For what it’s worth, she’s not useless otherwise. She’s the new ‘architect,’ she builds the mazes the rest of the team runs through and is the innocent cinnamon roll dragged into problems that Dom created. Her name could not be a more heavy-handed symbol.


She’s active in the story and her perspective foils against Dom’s well enough, but Inception is a movie with layers and an infamous amount of necessary exposition to understand the story. Someone has to be there to ask all the questions the audience has. Ariadne unfortunately gets the lion’s share, instead of the script figuring out how to weave more of it into the interactions of the other characters. They spent so much time on the complex narrative it’s like they forgot about a layman audience and threw her in too late for a seamless integration.



Netflix’s The Old Guard is better than it should be, given its budget. I didn’t read the comic it was based on and have no idea if Nile’s character is the same in the original, but she’s another Segway with only one reason for existing in the plot otherwise: Andy’s got to pass the torch to someone.


Yes she comes to save them in the end and yes, her advantage in the story is being unknown to the villains, but she’s there, in this version of the story, so the other four heroes can info-dump to her about all manner of things from how immortality works to their backstories to the setup for the sequel the movie never got.


I just rewatched it recently and if the script just had two or three passes to tackle the exposition problem, it could have off-loaded some of the burden onto other characters, or better told it through action, and not just info-dumpy monologues. When the movie came out I remember a critic I like commenting that it could have been a more interesting story if it had been told from the sympathetic villain’s perspective (Not Dudley’s). As in, if he was on a mission with all his conspiracy-level research and dedication to track these people down, throwing out his own theories for them to then correct or something.


Like this, the story is just waiting for Nile to ask the right questions. Nothing is volunteered freely without Nile directly asking for it, because it runs into the same problem as Inception: Every other character already knows everything, and they wouldn’t exposit to each other.



A lot of isekai anime also do this. I’ve tried getting into older, tentpole shows like Sailor Moon and Bleach and Yu Yu Hakusho and I don’t know what it is about anime pilot episodes, even modern ones but particularly the old ones, the exposition dumping is atrocious. To the point where it feels like they all know it and are like “listen just bear with us and we’ll get this done fast and sloppy and get to the good stuff later”.


I just can’t. I think I made it 15 minutes into Bleach before noping out of there years ago.



Obviously all these movies and shows have their fans, but if you’re a writer struggling with exposition or noticed this trend like me, here’s some suggestions to avoid the need to info-dump, assuming you do want to keep your Segway.

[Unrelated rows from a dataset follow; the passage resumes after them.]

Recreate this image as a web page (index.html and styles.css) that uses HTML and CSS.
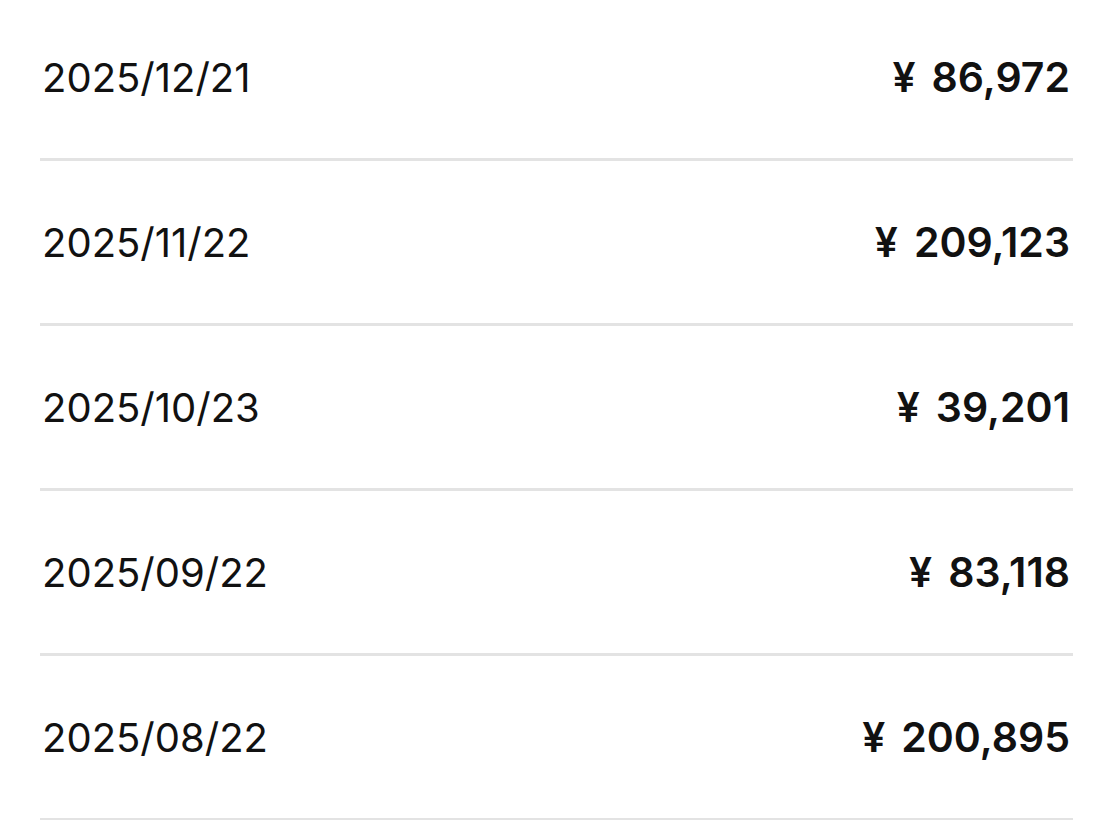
FILE: index.html
```html
<!DOCTYPE html>
<html lang="ja">
<head>
<meta charset="utf-8">
<link rel="stylesheet" href="styles.css">
</head>
<body>
<ul class="list">
  <li class="row"><span class="date">2025/12/21</span><span class="amount"><span class="yen">¥</span>86,972</span></li>
  <li class="row"><span class="date">2025/11/22</span><span class="amount"><span class="yen">¥</span>209,123</span></li>
  <li class="row"><span class="date">2025/10/23</span><span class="amount"><span class="yen">¥</span>39,201</span></li>
  <li class="row"><span class="date">2025/09/22</span><span class="amount"><span class="yen">¥</span>83,118</span></li>
  <li class="row"><span class="date">2025/08/22</span><span class="amount"><span class="yen">¥</span>200,895</span></li>
</ul>
</body>
</html>
```
FILE: styles.css
```css
html, body {
  margin: 0;
  padding: 0;
  background: #ffffff;
}
body {
  font-family: Inter, "Liberation Sans", Arial, sans-serif;
  color: #111111;
  overflow: hidden;
}
.list {
  list-style: none;
  margin: -4px 46px 0 40px;
  padding: 0;
}
.row {
  display: flex;
  align-items: center;
  justify-content: space-between;
  height: 162px;
  border-bottom: 3px solid #e3e3e3;
}
.date {
  font-size: 40px;
  font-weight: 400;
  padding-left: 2px;
}
.amount {
  font-size: 41px;
  font-weight: 600;
  padding-right: 3px;
}
.yen {
  margin-right: 16px;
}
```
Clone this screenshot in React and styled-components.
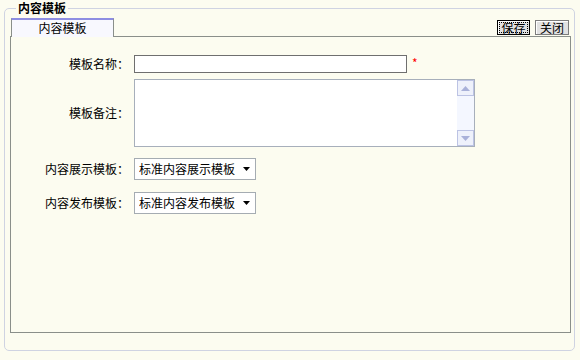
import React from 'react'
import styled, { createGlobalStyle } from 'styled-components'

const GlobalStyle = createGlobalStyle`
  html, body {
    margin: 0;
    background: #fcfcf0;
  }
  body {
    font-family: "Noto Sans CJK SC", "Liberation Sans", sans-serif;
    font-size: 12px;
    line-height: 14px;
    color: #000;
  }
`

const Frame = styled.fieldset`
  margin: 0 5px 0 4px;
  padding: 2px 3px 17px 5px;
  border: 1px solid #cfd3e2;
  border-radius: 5px;
  min-width: 0;
`

const Legend = styled.legend`
  margin-left: 6px;
  padding: 0 2px;
  font-weight: 700;
  line-height: 16px;
`

const TabBar = styled.div`
  display: flex;
  align-items: flex-end;
  justify-content: space-between;
  height: 18px;
`

const Tab = styled.div`
  position: relative;
  z-index: 1;
  margin-left: 1px;
  margin-bottom: -1px;
  width: 101px;
  height: 17px;
  border-top: 2px solid #8e8ee2;
  border-left: 1px solid #8a8f8a;
  border-right: 1px solid #8a8f8a;
  background: #f8f8fe;
  text-align: center;
  line-height: 16px;
`

const Actions = styled.div`
  display: flex;
  gap: 5px;
  margin: 0 2px 1px 0;
`

const Button = styled.button`
  font: inherit;
  height: 15px;
  width: ${p => p.$w}px;
  padding: 0;
  line-height: 12px;
  color: #000;
  background: #e2e2e2;
  border: 1px solid ${p => (p.$focus ? '#000' : '#7c7c7c')};
  box-shadow: inset 1px 1px 0 #fff;
  outline: ${p => (p.$focus ? '1px dotted #000' : 'none')};
  outline-offset: -3px;
`

const Panel = styled.div`
  height: 295px;
  border: 1px solid #8a8f8a;
`

const Row = styled.div`
  display: flex;
  align-items: center;
  gap: 5px;
  margin-top: ${p => p.$top}px;
`

const Label = styled.div`
  width: 118px;
  text-align: right;
  white-space: nowrap;
`

const TextInput = styled.input`
  box-sizing: border-box;
  width: 273px;
  height: 18px;
  margin: 0;
  padding: 1px 3px;
  font: inherit;
  background: #fff;
  border: 1px solid #6f6f6f;
  outline: none;
`

const Required = styled.span`
  color: #f00;
  font-size: 12px;
  line-height: 10px;
  align-self: flex-start;
  margin-top: 3px;
`

const Memo = styled.div`
  box-sizing: border-box;
  display: flex;
  width: 341px;
  height: 68px;
  background: #fff;
  border: 1px solid #a7afbb;
`

const MemoText = styled.textarea`
  flex: 1;
  margin: 0;
  padding: 2px;
  border: 0;
  resize: none;
  font: inherit;
  outline: none;
  background: transparent;
`

const ScrollTrack = styled.div`
  display: flex;
  flex-direction: column;
  justify-content: space-between;
  width: 17px;
  background: #f4f7ff;
`

const ScrollButton = styled.div`
  box-sizing: border-box;
  display: flex;
  align-items: center;
  justify-content: center;
  height: 16px;
  border: 1px solid #bcc3e4;
  background: #eef1fb;
`

const SelectBox = styled.div`
  position: relative;
  width: 122px;
  height: 22px;
`

const Select = styled.select`
  box-sizing: border-box;
  appearance: none;
  width: 100%;
  height: 100%;
  margin: 0;
  padding: 0 0 0 4px;
  font: inherit;
  color: #000;
  background: #fff;
  border: 1px solid #a5acb2;
  border-radius: 0;
  outline: none;
`

const Caret = styled.svg`
  position: absolute;
  right: 6px;
  top: 9px;
  pointer-events: none;
`

const Arrow = ({ up }) => (
  <svg width="9" height="5" viewBox="0 0 9 5">
    <path d={up ? 'M0 5 L4.5 0 L9 5 Z' : 'M0 0 L9 0 L4.5 5 Z'} fill="#a9b1d9" />
  </svg>
)

const Dropdown = ({ value }) => (
  <SelectBox>
    <Select defaultValue={value}>
      <option>{value}</option>
    </Select>
    <Caret width="7" height="4" viewBox="0 0 7 4">
      <path d="M0 0 L7 0 L3.5 4 Z" fill="#000" />
    </Caret>
  </SelectBox>
)

export default function App() {
  return (
    <>
      <GlobalStyle />
      <Frame>
        <Legend>内容模板</Legend>
        <TabBar>
          <Tab>内容模板</Tab>
          <Actions>
            <Button $w={33} $focus>保存</Button>
            <Button $w={34}>关闭</Button>
          </Actions>
        </TabBar>
        <Panel>
          <Row $top={18}>
            <Label>模板名称：</Label>
            <TextInput type="text" />
            <Required>*</Required>
          </Row>
          <Row $top={6}>
            <Label>模板备注：</Label>
            <Memo>
              <MemoText />
              <ScrollTrack>
                <ScrollButton><Arrow up /></ScrollButton>
                <ScrollButton><Arrow /></ScrollButton>
              </ScrollTrack>
            </Memo>
          </Row>
          <Row $top={11}>
            <Label>内容展示模板：</Label>
            <Dropdown value="标准内容展示模板" />
          </Row>
          <Row $top={12}>
            <Label>内容发布模板：</Label>
            <Dropdown value="标准内容发布模板" />
          </Row>
        </Panel>
      </Frame>
    </>
  )
}
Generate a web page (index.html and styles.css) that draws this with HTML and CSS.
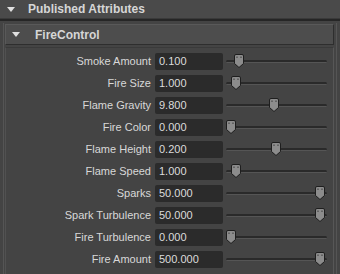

  • Try not to give all the exposition questions to one character, and don’t wait for that character to ask, out-of-character on behalf of the audience, what’s going on in the story. Instead, let it flow more naturally in conversation and let the more experienced characters brainstorm with each other, or let the protagonist uncover some of this information actively on their own through other means, for variety’s sake.

  • Figure out a reason why these questions are necessary to the story in this moment. Why is the hero asking now, as opposed to any other time? You can also let the hero draw their own conclusions and have the other characters correct their misassumptions, feeding that information in a more natural way.

  • Give the hero more to do in the story beyond being the exposition vehicle right from the start. I don’t care if they’re the chosen one and the plot just falls into their lap, why are they the chosen one?

  • Spread out the exposition to come only when it’s necessary. Front-loading it can tarnish the immersion and overwhelm the audience, especially if it’s complex, or if there’s a lot of it. You can pepper it all the way through the story if you want.

  • If you really want to front-load it, you can go to the extremes and slap in a prologue or meta-narrative dump that’s fun and entertaining from a third person omniscient perspective. First thing that comes to mind is the opening 2D scene from Kung Fu Panda that covers a lot of ground. Go ham.

None of these characters are bad, I just think with a few more rounds of revisions and forethought, they could have been integrated better into their stories.